▶ [THE TASK]
From the first line of the data below through the line holding "leading-[30px] font-bold text-[#29a8e0]", output each line exactly and leave the pictures out.

[Entries with page source code]
....................
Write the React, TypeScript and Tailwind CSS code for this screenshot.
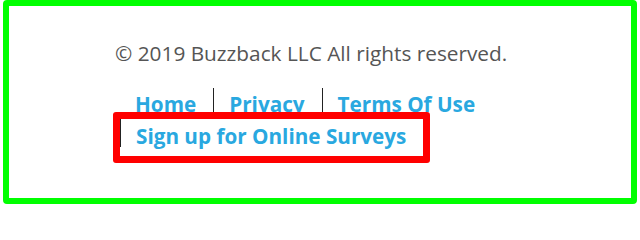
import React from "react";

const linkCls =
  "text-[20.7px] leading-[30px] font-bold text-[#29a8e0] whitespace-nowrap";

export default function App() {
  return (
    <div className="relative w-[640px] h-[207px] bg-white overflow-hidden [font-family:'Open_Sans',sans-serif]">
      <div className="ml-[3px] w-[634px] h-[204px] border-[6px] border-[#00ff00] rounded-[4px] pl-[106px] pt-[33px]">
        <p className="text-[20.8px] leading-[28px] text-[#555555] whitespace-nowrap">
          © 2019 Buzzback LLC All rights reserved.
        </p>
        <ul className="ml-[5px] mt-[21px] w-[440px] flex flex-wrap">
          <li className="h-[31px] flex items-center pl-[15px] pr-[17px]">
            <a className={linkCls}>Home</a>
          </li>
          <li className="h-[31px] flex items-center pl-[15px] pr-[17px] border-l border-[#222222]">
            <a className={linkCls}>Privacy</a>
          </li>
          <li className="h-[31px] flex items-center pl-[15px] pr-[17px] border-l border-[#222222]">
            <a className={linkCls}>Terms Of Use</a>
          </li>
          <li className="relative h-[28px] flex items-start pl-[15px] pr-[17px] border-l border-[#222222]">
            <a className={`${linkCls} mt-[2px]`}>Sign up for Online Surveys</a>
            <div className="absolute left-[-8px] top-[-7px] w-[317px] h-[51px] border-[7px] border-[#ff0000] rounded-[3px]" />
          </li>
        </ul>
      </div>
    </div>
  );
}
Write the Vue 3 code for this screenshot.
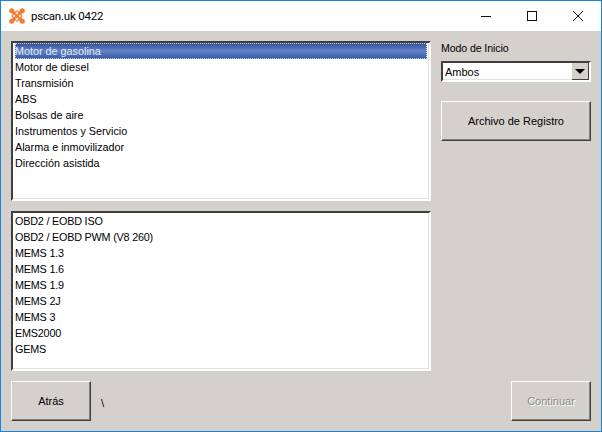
....................
▶ [COMPLETE RESPONSE]
Write the React, TypeScript and Tailwind CSS code for this screenshot.
import React from "react";

const linkCls =
  "text-[20.7px] leading-[30px] font-bold text-[#29a8e0] whitespace-nowrap";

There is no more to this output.